19 Février 2016
February 19, 2016
http://mainichi.jp/english/articles/20160219/p2a/00m/0na/014000c
Takeshi Yamakawa reflects on the over 40 years he has kept up his sit-in protests against nuclear weapon tests, at the Nagasaki Atomic Bomb Museum in Nagasaki, on Jan. 13, 2016. (Mainichi)
NAGASAKI -- Atomic bomb survivor Takeshi Yamakawa was exasperated this year when he read a newspaper report about North Korea's fourth nuclear weapon test.
Yamakawa, 79, is an organizer for a Nagasaki citizens' group that holds protest sit-ins whenever a country conducts a nuclear test. On Jan. 10, the group held its 400th protest sit-in at Peace Park in Nagasaki, in front of the peace statue there.
"I had hoped that 399 times would be enough," says Yamakawa. Around 40 people including high school students and other young people participated in the Jan. 10 sit-in, where a member read aloud their message of protest, saying, "Humanity and nuclear weapons cannot co-exist. This is human knowledge that we have learned firsthand." Many news media outlets covered the anger and disappointment of people in the areas hit by the atomic bombings over the North Korea nuclear tests.
The sit-ins started on Aug. 17, 1974, in response to nuclear tests by the United States, the Soviet Union and France. They were called for by Ayao Imada, an A-bomb survivor whose father, a Buddhist monk, died from the Nagasaki bomb. "Let's show the anger of the bombed areas through action," Imada had urged.
The first sit-in had five participants, including Imada and Yamakawa, who was an elementary school teacher. With vests and banners reading "Let's immediately stop the nuclear tests," the protest was held silently in Peace Park.

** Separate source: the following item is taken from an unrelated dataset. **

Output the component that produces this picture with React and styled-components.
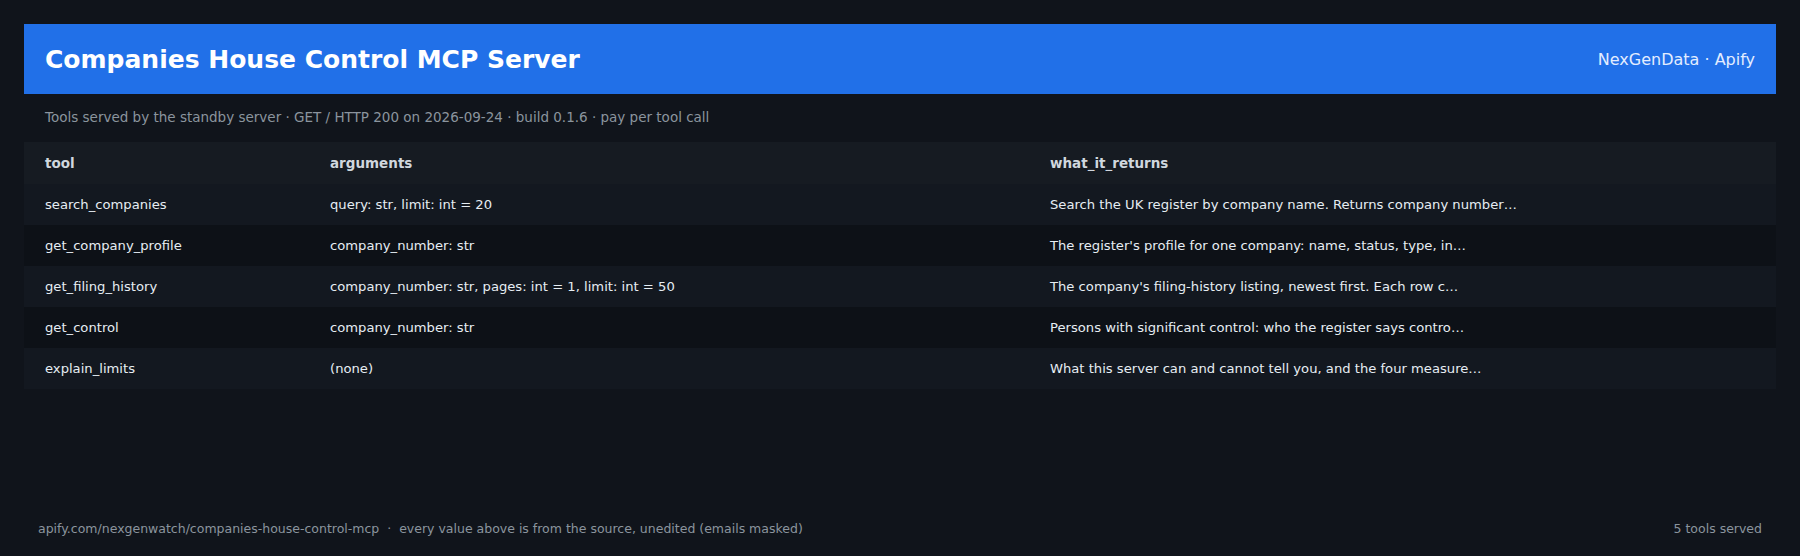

It was the middle of the Cold War then. Yamakawa says, "As long as the various countries of the world don't abandon their nuclear weapon policies, the nuclear arms race and nuclear tests will continue. The A-bomb survivors, who experienced the terror of the bomb firsthand, felt anger and a sense of crisis."
Starting from the sixth sit-in, the location was moved to what is currently the front of the peace statue in the park, a location visited by tourists, in order to make the protests more visible. There was at least one time when the only person at the sit-in was Imada.
"The sit-ins are a battle of patience between sanity and insanity. We mustn't lose," Imada said. Having started with only five participants, the sit-ins have continued for over 40 years now, through rain and snow. They have brought about the formation of citizens' groups around the prefecture that protest nuclear tests, and young people started to join the protests.
In November last year, Imada -- a teacher of peace to Yamakawa -- died at age 86. Yamakawa became the only remaining person at the sit-ins who was there from the beginning.
Imada had said, "If you appeal to society, it will resonate and your circle will expand. Let's do what we can to leave a peaceful world without the worry of nuclear war to the next generation. Have hope." Those words are inherited by Yamakawa and the young generations, and continue to be the hope of Nagasaki 71 years after the A-bomb.